The options for the impeller were to either repair it or to replace it with a new component, but the latter option would have a longer lead time. In parallel, Equinor and Sulzer had been in discussion about additive manufacturing (AM) technologies and this naturally lead on to a request to repair the impeller using AM, rather than waiting for a replacement to be manufactured.

In this case, the impeller was sent to Sulzer’s Leeds Service Center in the UK where specialist facilities would deliver the most cost-effective repair. The damaged vanes could have been re-profiled, but this would mean removing material from the impeller, rather than replacing it, and since the cavitation was expected to continue, the durability of the impeller would be compromised.

The impeller was manufactured from Super Duplex stainless steel, which has two phases, austenite and ferrite, and the balance of these two needs to be maintained to ensure the continued performance of the material. However, it is not very tolerant of heat and welding can cause this balance to shift from 50 : 50 to 30 : 70 in favor of ferrite, which will seriously affect the corrosion resistance.

Fig. 2 New material being added to the impeller using LMD

In addition, excessive heat can cause distortion of the metal, so this eliminated tungsten inert gas (TIG) welding from the list of options. Sulzer suggested laser metal deposition (LMD) as the most suitable solution to return the impeller to its original dimensions.

Keeping cool

During the original manufacturing process, the inlets and vane profiles of the impeller were detailed by hand using templates. Sulzer has fully-automated LMD equipment, but in this case the most appropriate solution was to replicate the original manufacturing process.

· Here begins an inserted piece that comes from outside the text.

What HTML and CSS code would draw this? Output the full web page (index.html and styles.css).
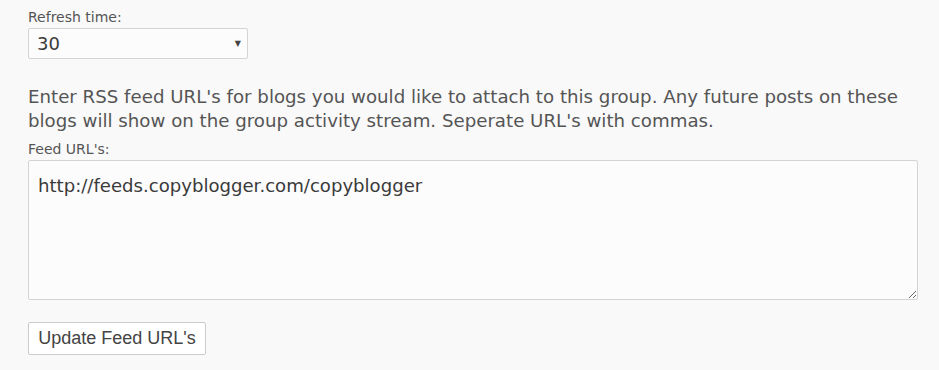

Dr. Yogiraj Pardhi, Additive Manufacturing and Materials Specialist for Sulzer comments: “Careful selection of consumable, control parameters and technique enables the best method to be established. In this case, for greater flexibility and access, a semi-automated process was selected using a manual wire feed and automated control of the laser head across the area being repaired. In between each pass of the LMD head, a cooling period was required to ensure the temperature of the repair site did not exceed 100 °C (212 °F).”

Once the damaged areas had been built up, a process of manual blending using abrasive hand tools and templates was employed to establish the final dimensions of the vanes. Again, using the same methods as the original manufacturing process and minimizing any heat build-up ensured the original properties of the impeller were retained. The finished impeller was checked for any flaws using dye penetrant inspection (DPI) before being balanced and prepared for shipment back to Norway in time for the cartridge rebuild.

Long-term reliability

Fig. 3 The completed impeller ready to be shipped back to Norway

The impeller repair was completed in Leeds within two weeks, while repairs to the rest of the cartridge were completed in Norway. The two-week schedule coincided with the rest of the repair project and ensured the whole pump was returned to the customer on time.

Having completed the repair to the first pump, a sister unit was also removed, found to have very similar cavitation damage and was also sent to the service center in Norway for the same repairs. In Leeds, where the process had already been detailed, the repair time for the impeller was shortened to just one week.

A representative at Equinor comments: “Having established that cavitation is a feature of this application, we have decided to take a proactive approach to maintenance to ensure continued performance and reliability in the assets on our offshore platforms. Working with Sulzer has ensured a timely repair that returns the amine pumps to their original specifications, improving durability without the expense of downtime.”